During the reign of Isabel II, the Duke and Duchess of Montpensier instituted a sort of parallel court in their palace in Seville where they became the patrons of a large number of contemporary Romantic painters. These included Andalusian painters but also foreigners, particularly French painters, who would make their way to Seville under the protection of the Montpensier with whom they shared their French origins, drawn by the Romantic vision of Spain, particularly embodied in the landscapes, cities, and people of Andalusia. Pharamond Blanchard (1805–1873) and Adrien Dauzats (1804–1868), as well as Dehodencq, executed some of their most important works for the Montpensier that decorated not only the halls of the San Telmo palace on the banks of the Guadalquivir, surrounded by the prettiest garden in Romantic Seville, but also their seasonal residences at Sanlúcar de Barrameda (Cadiz) and Castilleja de la Cuesta (Seville).

Dehodencq arrived in Seville in November of 1850 and immediately started working for the Duke of Montpensier who entrusted him with his first commission for “two fairly large pictures of which one should reveal firstly the religious aspect, and the other the voluptuous aspect of Spain”. Dehodencq used two of the most typical and profound expressions of the Andalusian character, apparently contrasting, but in fact complimentary: Holy Week and flamenco dancing.

In his first canvas Dehodencq represented a procession along the Calle Génova during the celebration of Holy Week in Seville. The road is packed with people pressed along the stone-paved road at whose edge sit women of rank wearing their black mantilla in sign of mourning for the death of Christ, accompanied by distinguished-looking gentlemen standing behind them. Two ranks of members of the confraternity in their black garb carrying long paschal candles accompany the crucifix and banner of their religious brotherhood.

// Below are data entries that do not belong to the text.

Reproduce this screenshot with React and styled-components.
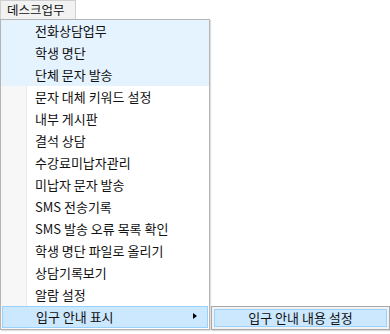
import styled, { createGlobalStyle } from "styled-components";

const GlobalStyle = createGlobalStyle`
  body {
    margin: 0;
    background: #ffffff;
    font-family: "Noto Sans CJK KR", "Noto Sans", sans-serif;
  }
`;

const Wrapper = styled.div`
  position: relative;
  width: 390px;
  height: 334px;
  background: #ffffff;
`;

const MenuTab = styled.div`
  box-sizing: border-box;
  width: 76px;
  height: 19px;
  padding-left: 6px;
  font-size: 12.5px;
  line-height: 18px;
  color: #111111;
  background: #f2f2f2;
  border: 1px solid #cfcfcf;
  border-bottom: 0;
`;

const Panel = styled.div`
  position: relative;
  box-sizing: border-box;
  width: 210px;
  border: 1px solid #b4b4b4;
  box-shadow: 1px 1px 1px rgba(0, 0, 0, 0.12);
  padding: 0 0 1px;
  background: linear-gradient(
    to right,
    #f7f7f7 0,
    #f7f7f7 25px,
    #ececec 25px,
    #ececec 26px,
    #ffffff 26px
  );
`;

const Row = styled.div`
  position: relative;
  box-sizing: border-box;
  height: 22px;
  margin: ${(p) => (p.$active ? "0 1px" : "0")};
  padding-left: ${(p) => (p.$active ? "33px" : "34px")};
  font-size: 13px;
  line-height: ${(p) => (p.$active ? "20px" : "22px")};
  color: #111111;
  white-space: nowrap;
  background: ${(p) =>
    p.$active ? "#cce8ff" : p.$tint ? "#e5f3ff" : "transparent"};
  border: ${(p) => (p.$active ? "1px solid #99d1ff" : "0")};
`;

const Arrow = styled.span`
  position: absolute;
  right: 10px;
  top: 6px;
  width: 0;
  height: 0;
  border-top: 3.5px solid transparent;
  border-bottom: 3.5px solid transparent;
  border-left: 4px solid #000000;
`;

const SubMenu = styled.div`
  position: absolute;
  left: 208px;
  top: -1px;
  box-sizing: border-box;
  width: 179px;
  height: 24px;
  padding: 2px;
  background: #f2f2f2;
  border: 1px solid #a8a8a8;
  box-shadow: 1px 1px 1px rgba(0, 0, 0, 0.15);
`;

const SubItem = styled.div`
  box-sizing: border-box;
  height: 18px;
  font-size: 13px;
  line-height: 16px;
  text-align: center;
  color: #111111;
  background: #cce8ff;
  border: 1px solid #99d1ff;
`;

const items = [
  "전화상담업무",
  "학생 명단",
  "단체 문자 발송",
  "문자 대체 키워드 설정",
  "내부 게시판",
  "결석 상담",
  "수강료미납자관리",
  "미납자 문자 발송",
  "SMS 전송기록",
  "SMS 발송 오류 목록 확인",
  "학생 명단 파일로 올리기",
  "상담기록보기",
  "알람 설정",
];

export default function App() {
  return (
    <Wrapper>
      <GlobalStyle />
      <MenuTab>데스크업무</MenuTab>
      <Panel>
        {items.map((label, i) => (
          <Row key={label} $tint={i < 3}>
            {label}
          </Row>
        ))}
        <Row $active>
          입구 안내 표시
          <Arrow />
          <SubMenu>
            <SubItem>입구 안내 내용 설정</SubItem>
          </SubMenu>
        </Row>
      </Panel>
    </Wrapper>
  );
}
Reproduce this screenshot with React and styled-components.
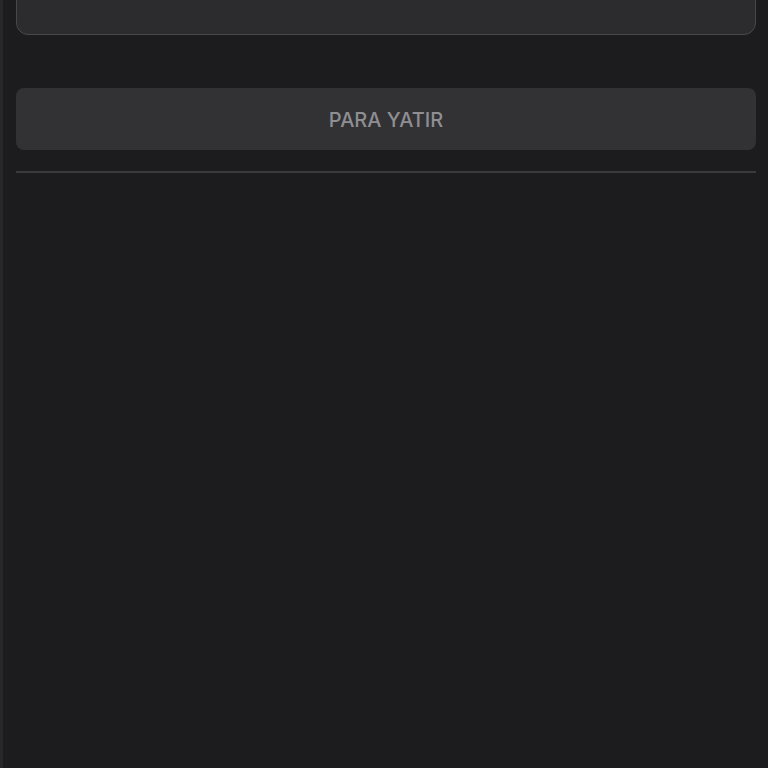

In the background follows a sculpture of the Virgin Dolorosa, lit by a mass of candles under the canopy, characteristic of Sevillian images of the Virgin.

In addition to this pair of canvases, in 1853 Dehodencq painted for the Duke and Duchess of Montpensier the beautiful Portrait of the Infantes Duke and Duchess of Montpensier and their First-Born Daughters which used to hang in the courtyard of San Telmo, as did Sketch for a Portrait of the Infante Duke of Montpensier in the Habit of the Gran Comendador of the Order of Calatrava, and two episodes in the lives of the Orléans entitled, The Entry into Cadiz of Queen Doña María Amalia and The Arrival of Queen Amalia and the Infantes Duke and Duchess of Montpensier at the Convent of Rábida.